▶ [Data shown]:

_____

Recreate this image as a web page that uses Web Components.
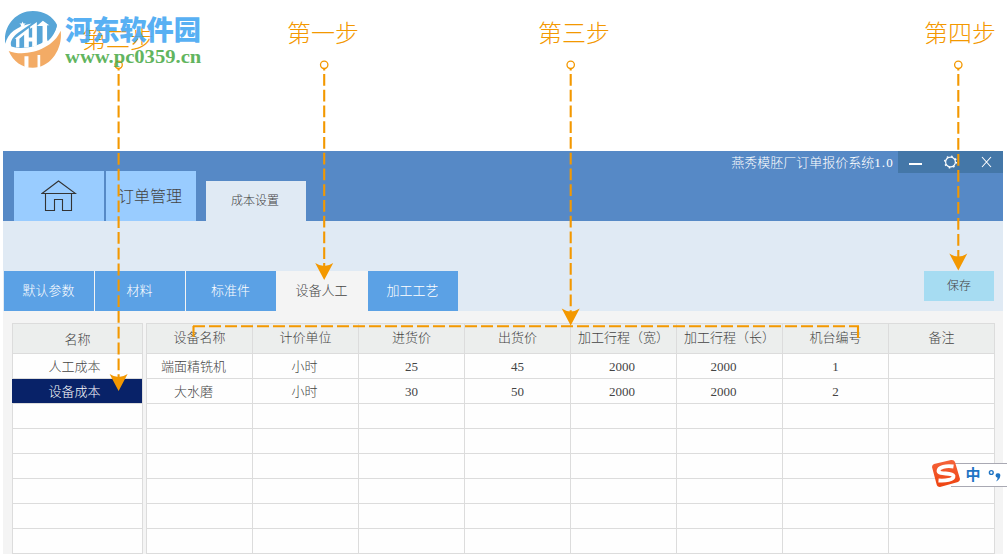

_____

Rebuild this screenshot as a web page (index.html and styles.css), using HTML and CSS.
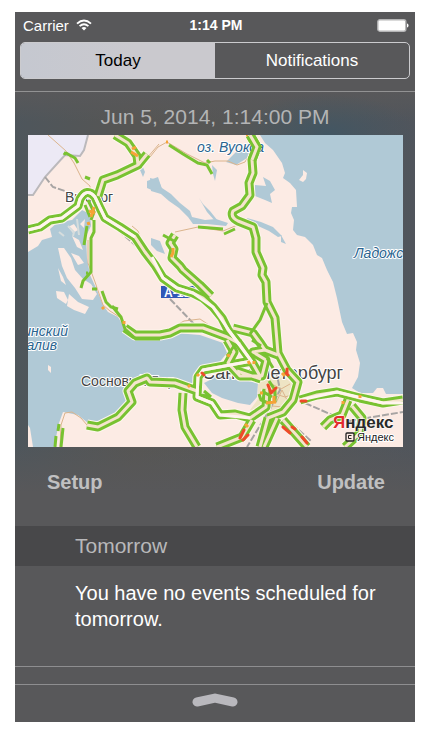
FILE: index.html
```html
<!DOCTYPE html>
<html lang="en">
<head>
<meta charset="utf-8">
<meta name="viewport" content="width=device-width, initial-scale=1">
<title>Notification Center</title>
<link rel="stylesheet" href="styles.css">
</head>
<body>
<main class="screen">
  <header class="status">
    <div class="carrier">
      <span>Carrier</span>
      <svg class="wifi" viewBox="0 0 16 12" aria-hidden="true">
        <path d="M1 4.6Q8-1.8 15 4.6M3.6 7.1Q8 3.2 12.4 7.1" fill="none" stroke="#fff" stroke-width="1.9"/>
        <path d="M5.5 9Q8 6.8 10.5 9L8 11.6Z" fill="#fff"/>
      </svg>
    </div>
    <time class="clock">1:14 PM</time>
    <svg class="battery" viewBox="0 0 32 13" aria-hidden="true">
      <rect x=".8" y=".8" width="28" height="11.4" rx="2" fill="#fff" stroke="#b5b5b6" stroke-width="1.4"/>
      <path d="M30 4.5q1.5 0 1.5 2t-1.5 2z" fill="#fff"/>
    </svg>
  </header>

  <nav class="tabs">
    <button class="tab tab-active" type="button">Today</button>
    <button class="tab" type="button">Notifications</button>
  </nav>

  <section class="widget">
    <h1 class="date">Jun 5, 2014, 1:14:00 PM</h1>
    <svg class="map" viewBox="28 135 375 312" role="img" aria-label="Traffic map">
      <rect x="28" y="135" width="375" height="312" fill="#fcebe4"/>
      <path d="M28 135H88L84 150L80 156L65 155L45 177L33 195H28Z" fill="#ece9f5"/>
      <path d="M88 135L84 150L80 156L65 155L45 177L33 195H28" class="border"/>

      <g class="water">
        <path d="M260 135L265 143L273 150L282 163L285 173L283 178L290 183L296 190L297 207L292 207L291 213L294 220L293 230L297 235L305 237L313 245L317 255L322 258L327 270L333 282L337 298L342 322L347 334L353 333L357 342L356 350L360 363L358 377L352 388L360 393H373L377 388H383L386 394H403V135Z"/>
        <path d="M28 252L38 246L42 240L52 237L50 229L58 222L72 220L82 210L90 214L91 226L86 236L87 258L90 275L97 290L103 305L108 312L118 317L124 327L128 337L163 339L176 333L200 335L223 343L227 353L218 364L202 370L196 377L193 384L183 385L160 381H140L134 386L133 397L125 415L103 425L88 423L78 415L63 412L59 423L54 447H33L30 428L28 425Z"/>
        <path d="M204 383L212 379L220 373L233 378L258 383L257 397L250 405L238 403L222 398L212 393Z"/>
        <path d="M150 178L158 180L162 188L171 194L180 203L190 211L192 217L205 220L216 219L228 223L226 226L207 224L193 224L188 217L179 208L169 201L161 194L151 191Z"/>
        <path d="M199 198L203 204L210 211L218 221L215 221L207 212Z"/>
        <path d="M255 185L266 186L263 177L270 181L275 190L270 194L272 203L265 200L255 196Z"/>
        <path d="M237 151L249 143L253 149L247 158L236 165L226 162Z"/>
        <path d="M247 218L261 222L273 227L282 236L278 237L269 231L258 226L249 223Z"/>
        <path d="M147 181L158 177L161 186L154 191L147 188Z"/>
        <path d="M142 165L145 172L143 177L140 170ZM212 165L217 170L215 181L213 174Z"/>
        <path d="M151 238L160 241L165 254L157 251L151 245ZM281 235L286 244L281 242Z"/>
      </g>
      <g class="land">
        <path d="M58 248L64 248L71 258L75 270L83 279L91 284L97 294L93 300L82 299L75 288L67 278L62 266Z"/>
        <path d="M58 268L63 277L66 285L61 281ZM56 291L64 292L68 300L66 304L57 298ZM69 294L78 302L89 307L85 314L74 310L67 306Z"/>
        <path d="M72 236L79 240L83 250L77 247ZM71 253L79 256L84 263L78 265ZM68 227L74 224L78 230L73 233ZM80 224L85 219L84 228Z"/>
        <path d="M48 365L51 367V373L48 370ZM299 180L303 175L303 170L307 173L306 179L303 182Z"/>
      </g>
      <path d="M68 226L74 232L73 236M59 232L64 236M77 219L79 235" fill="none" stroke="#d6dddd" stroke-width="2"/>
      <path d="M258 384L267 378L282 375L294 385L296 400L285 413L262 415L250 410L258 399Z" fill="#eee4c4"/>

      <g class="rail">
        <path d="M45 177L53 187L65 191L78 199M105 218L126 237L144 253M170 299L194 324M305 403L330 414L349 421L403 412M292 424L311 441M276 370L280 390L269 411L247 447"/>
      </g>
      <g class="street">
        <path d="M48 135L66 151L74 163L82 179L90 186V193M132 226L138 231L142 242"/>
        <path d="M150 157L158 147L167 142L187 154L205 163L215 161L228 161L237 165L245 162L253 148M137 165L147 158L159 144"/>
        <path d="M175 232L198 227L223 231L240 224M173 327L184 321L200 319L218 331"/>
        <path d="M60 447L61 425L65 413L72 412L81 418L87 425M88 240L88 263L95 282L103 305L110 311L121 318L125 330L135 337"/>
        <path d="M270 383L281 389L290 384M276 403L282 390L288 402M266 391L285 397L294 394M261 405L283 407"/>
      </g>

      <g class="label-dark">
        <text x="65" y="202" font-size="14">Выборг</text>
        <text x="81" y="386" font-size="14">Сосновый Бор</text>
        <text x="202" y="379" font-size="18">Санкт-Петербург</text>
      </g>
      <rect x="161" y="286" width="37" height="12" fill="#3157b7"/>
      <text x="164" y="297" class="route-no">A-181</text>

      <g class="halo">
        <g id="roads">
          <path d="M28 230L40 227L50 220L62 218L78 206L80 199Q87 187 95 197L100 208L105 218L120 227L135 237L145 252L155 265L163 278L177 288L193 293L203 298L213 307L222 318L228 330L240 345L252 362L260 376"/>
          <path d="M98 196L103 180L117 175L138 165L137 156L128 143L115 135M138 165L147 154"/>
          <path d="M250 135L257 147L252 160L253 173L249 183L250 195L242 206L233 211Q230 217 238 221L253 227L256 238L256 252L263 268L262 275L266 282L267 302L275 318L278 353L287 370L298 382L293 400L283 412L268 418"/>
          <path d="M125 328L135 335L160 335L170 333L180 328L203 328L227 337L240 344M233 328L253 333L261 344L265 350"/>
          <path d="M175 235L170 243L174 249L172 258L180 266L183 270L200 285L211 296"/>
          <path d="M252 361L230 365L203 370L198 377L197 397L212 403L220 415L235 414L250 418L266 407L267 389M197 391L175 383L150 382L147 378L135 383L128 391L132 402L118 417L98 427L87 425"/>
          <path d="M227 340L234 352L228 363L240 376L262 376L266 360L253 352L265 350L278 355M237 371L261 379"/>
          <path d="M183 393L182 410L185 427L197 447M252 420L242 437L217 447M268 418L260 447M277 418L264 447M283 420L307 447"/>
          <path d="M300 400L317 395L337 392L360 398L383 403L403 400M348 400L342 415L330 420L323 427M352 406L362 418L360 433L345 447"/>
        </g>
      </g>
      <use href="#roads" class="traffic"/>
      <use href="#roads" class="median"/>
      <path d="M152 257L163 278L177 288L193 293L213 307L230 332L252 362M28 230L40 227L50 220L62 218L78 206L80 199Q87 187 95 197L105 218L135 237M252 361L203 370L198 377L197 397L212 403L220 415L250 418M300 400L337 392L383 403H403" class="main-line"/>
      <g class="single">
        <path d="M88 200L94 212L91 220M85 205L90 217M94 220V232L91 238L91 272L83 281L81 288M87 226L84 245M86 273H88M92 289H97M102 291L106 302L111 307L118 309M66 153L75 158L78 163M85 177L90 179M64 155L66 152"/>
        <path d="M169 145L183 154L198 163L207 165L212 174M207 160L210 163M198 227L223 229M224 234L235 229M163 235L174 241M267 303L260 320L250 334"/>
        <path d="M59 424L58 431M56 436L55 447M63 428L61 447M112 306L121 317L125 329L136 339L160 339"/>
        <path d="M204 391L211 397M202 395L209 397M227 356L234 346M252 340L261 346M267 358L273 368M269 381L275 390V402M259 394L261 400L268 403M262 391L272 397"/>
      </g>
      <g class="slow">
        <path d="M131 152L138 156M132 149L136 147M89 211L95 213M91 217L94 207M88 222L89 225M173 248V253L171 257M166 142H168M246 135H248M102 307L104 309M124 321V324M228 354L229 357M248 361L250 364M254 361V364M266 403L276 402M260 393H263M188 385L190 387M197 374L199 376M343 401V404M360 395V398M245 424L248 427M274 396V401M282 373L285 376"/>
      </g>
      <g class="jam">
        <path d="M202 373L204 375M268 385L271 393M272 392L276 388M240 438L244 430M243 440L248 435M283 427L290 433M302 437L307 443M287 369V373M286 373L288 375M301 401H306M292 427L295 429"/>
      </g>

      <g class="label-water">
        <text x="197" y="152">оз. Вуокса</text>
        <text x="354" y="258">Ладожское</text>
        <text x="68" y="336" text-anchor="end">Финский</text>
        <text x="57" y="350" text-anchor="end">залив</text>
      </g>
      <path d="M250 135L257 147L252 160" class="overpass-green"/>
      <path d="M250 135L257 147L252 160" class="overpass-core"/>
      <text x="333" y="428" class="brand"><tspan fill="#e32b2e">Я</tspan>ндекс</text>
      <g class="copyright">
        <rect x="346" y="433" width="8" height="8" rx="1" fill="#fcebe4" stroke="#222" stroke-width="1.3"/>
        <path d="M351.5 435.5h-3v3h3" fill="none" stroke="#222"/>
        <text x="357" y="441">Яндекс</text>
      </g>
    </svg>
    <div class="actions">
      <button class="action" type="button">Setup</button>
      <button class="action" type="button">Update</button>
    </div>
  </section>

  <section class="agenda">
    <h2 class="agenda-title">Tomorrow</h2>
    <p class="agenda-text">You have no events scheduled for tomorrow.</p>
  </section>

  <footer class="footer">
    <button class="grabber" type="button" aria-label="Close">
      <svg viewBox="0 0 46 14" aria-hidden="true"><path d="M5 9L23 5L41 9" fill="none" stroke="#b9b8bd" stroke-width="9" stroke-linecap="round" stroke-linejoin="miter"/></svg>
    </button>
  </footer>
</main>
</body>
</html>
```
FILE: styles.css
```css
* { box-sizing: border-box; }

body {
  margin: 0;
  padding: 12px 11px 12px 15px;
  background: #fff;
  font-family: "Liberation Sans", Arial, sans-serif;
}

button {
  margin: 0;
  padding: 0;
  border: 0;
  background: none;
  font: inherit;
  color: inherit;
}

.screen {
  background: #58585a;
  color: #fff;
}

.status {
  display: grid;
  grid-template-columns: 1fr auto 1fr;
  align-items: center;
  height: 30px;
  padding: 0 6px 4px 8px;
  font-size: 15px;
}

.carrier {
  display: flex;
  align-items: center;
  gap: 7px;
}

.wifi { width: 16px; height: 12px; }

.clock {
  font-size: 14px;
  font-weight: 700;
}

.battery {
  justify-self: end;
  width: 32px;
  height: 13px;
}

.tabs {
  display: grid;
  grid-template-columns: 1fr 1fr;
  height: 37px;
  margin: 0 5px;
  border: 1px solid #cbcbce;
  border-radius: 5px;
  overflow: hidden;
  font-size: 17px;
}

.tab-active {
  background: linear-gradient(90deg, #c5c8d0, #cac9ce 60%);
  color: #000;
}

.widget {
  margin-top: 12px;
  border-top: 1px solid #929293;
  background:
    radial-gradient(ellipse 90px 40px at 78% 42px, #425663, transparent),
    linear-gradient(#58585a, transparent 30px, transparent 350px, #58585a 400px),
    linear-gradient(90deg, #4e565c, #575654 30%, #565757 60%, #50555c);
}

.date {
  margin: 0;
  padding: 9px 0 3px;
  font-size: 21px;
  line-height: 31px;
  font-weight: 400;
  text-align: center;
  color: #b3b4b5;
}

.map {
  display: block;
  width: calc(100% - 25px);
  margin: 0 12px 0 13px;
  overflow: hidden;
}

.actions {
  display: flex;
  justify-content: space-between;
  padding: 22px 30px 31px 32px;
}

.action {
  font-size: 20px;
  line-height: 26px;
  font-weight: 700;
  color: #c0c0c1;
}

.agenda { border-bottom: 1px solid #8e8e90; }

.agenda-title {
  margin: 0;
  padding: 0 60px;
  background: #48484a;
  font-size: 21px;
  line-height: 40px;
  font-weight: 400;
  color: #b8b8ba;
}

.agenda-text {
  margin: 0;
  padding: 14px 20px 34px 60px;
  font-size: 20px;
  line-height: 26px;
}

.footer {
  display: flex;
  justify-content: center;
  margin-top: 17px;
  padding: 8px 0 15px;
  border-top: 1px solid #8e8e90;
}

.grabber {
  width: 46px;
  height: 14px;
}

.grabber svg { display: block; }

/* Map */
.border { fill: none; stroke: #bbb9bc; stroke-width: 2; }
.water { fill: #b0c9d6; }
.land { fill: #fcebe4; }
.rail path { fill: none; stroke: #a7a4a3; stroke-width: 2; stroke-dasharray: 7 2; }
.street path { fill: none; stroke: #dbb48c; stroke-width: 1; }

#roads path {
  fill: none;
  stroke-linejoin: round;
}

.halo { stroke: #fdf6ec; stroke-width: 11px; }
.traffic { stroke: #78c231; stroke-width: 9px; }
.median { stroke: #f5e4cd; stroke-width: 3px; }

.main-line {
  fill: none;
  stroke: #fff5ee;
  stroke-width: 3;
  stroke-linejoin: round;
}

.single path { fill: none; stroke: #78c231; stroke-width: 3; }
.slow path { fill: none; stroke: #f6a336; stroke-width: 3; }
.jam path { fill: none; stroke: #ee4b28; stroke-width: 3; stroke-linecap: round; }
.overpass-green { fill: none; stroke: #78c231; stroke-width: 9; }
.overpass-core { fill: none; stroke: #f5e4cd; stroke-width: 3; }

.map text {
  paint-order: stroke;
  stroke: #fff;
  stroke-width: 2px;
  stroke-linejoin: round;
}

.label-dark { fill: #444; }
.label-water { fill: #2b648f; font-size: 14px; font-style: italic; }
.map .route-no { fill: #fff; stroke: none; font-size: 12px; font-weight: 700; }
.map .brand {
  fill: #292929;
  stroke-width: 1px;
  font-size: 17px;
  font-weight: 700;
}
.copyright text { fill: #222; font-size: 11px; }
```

_____

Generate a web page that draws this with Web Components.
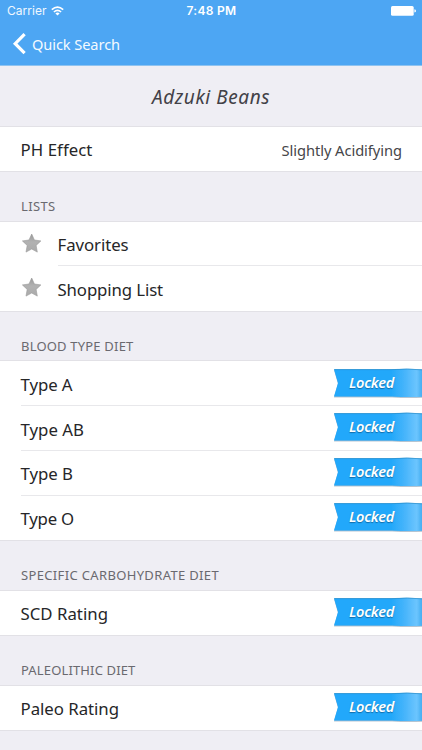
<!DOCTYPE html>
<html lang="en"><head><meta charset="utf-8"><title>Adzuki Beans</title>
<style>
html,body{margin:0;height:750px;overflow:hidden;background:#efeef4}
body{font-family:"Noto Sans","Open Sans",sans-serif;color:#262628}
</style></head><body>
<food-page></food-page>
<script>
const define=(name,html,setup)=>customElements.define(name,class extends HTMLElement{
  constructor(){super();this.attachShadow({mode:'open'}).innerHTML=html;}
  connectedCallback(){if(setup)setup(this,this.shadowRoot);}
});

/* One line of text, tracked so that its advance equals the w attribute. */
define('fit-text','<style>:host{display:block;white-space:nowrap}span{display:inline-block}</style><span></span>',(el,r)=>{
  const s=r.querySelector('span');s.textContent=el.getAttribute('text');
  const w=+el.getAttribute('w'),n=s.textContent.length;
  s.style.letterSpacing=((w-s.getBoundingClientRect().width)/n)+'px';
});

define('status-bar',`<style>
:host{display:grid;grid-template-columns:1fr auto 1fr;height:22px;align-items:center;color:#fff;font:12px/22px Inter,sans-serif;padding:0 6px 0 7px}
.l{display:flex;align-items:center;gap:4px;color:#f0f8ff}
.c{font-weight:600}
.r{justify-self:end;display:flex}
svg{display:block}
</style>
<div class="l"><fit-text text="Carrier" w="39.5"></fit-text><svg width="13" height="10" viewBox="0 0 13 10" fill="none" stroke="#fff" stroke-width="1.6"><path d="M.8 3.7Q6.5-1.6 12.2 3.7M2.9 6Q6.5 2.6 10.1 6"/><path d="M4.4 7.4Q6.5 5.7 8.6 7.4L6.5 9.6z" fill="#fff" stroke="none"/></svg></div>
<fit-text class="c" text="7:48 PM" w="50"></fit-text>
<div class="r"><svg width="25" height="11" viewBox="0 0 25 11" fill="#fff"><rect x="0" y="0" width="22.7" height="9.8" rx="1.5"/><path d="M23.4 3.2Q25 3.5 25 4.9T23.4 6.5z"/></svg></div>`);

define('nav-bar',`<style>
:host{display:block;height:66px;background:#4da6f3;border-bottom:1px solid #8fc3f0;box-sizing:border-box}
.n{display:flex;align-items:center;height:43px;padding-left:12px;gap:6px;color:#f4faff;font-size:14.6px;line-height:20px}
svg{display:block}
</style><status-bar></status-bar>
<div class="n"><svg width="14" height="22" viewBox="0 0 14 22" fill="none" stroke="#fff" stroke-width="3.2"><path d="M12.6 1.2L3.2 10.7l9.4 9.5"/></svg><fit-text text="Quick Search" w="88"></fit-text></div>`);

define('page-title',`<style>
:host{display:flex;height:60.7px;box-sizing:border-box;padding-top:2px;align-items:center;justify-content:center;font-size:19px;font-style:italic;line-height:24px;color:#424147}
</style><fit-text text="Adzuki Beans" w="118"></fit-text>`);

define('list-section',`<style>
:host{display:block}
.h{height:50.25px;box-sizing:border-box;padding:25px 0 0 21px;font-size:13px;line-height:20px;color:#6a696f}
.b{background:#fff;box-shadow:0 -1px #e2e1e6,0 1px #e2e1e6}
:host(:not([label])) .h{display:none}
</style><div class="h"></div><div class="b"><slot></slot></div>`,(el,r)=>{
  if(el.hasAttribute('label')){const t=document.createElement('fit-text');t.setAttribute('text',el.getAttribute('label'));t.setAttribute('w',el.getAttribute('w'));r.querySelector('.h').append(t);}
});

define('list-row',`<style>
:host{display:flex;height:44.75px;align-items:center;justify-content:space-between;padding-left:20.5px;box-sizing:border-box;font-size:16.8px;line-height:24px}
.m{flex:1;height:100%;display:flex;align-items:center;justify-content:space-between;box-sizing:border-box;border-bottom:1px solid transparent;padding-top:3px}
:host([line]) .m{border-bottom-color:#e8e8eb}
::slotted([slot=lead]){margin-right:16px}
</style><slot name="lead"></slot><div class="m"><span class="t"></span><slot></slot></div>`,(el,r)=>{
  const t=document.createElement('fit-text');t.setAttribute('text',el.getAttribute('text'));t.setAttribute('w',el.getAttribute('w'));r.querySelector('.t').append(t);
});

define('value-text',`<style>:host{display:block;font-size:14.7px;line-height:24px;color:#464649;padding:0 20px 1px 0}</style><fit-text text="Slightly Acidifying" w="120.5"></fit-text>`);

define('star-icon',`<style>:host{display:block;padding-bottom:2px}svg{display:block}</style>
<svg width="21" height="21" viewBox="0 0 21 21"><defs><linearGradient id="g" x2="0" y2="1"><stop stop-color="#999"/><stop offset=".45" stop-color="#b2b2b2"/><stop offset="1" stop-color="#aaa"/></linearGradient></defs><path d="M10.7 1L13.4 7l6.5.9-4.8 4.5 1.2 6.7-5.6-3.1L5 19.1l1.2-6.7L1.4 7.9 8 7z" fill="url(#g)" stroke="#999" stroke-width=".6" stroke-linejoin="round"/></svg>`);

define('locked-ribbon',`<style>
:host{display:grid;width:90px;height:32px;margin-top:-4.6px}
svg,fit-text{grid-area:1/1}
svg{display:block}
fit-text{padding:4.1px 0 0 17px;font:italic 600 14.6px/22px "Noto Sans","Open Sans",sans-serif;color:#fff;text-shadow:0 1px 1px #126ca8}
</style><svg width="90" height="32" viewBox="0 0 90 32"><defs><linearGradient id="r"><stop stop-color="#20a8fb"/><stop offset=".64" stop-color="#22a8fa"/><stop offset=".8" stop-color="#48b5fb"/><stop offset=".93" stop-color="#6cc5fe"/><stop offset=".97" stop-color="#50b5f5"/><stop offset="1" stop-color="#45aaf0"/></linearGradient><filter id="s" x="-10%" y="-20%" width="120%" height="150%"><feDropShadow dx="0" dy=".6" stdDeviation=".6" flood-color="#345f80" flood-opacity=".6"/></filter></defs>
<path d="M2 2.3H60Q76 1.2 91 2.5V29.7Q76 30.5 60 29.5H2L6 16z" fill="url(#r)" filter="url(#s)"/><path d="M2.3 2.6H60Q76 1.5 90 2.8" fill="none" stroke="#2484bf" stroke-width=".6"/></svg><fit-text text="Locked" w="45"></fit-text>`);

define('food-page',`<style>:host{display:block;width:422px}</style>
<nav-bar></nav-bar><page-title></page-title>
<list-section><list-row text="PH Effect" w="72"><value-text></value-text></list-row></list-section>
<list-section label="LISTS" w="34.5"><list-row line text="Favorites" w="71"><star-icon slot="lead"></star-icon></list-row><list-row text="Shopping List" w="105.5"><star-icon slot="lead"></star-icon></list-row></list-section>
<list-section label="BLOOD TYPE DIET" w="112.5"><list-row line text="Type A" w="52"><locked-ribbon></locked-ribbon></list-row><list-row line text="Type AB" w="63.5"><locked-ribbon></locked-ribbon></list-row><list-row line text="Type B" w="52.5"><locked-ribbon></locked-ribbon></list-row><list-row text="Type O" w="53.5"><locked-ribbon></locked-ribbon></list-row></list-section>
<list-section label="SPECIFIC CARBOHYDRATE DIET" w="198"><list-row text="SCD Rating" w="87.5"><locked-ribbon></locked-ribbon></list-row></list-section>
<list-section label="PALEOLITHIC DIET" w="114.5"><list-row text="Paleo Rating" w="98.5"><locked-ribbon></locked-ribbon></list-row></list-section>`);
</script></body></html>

_____

▶ [Goal]:
Which lines contain "this"? Show each of them.

▶ [Exercise answer]:
Recreate this image as a web page that uses Web Components.
Rebuild this screenshot as a web page (index.html and styles.css), using HTML and CSS.
Generate a web page that draws this with Web Components.
  constructor(){super();this.attachShadow({mode:'open'}).innerHTML=html;}
  connectedCallback(){if(setup)setup(this,this.shadowRoot);}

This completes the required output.